Bill Spotlight: Indiana Senate Bill 1 to Implement OBBB’s Medicaid Reforms

Paragon’s Bill Spotlight is a new product that highlights legislative proposals that advance market-oriented health reforms and strengthen program integrity at the state and federal levels. The first installment of this series, authored by Niklas Kleinworth, examines Indiana Senate Bill 1, a comprehensive welfare reform package aimed at protecting taxpayers and improving the integrity of Medicaid and SNAP by effectively implementing key provisions contained in the One Big Beautiful Bill (OBBB).

The legislation would strengthen eligibility verification and implement OBBB’s work and community-engagement requirements—reforms that enhance fiscal discipline, reduce waste and fraud, and ensure state programs serve truly vulnerable residents. Indiana has been ahead of the curve on many of these reforms in recent years—including requiring cross-checks of federal databases for eligibility changes and cracking down on abuse of hospital presumptive eligibility.
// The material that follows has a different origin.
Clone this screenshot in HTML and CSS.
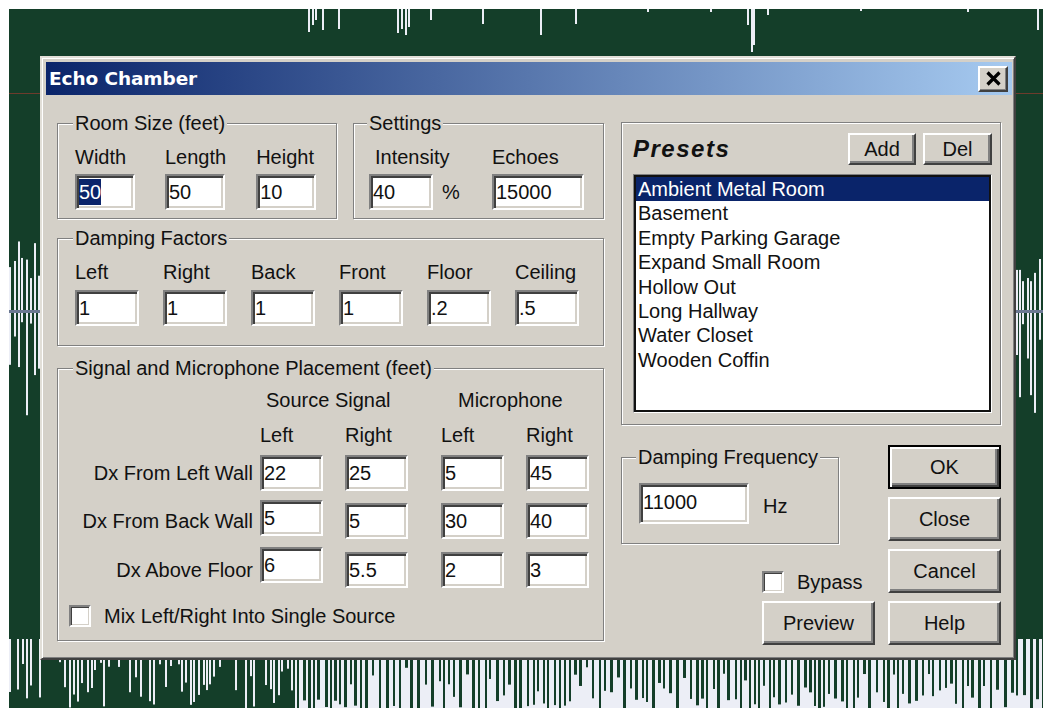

Senate Bill 1 builds on these reform efforts using the opportunities presented in the OBBB.

Paragon Submits RFI on AI and Health Care Affordability

Kev Coleman and I responded to a Request for Information from HHS on how our nation can accelerate AI adoption in clinical care. Our central message is that AI should be advanced not just as a clinical breakthrough, but as a tool to improve affordability and strengthen long-term fiscal sustainability. With national health expenditures exceeding $5 trillion and projected to outpace economic growth, AI’s potential to shift care from “detect and treat” to “predict and prevent” could materially reduce costs through earlier intervention, fraud detection, and administrative efficiency.

At the same time, we caution against regulatory overreach that could slow innovation and entrench incumbents by imposing burdens that emerging AI developers cannot reasonably meet. HHS and FDA should modernize oversight to reflect the realities of probabilistic and continuously learning systems while avoiding burdensome or duplicative requirements that slow development. A flexible, pro-innovation framework—paired with reimbursement policies that reward cost-reducing technologies—will allow AI to mature safely and benefit patients, while helping bend the health care cost curve.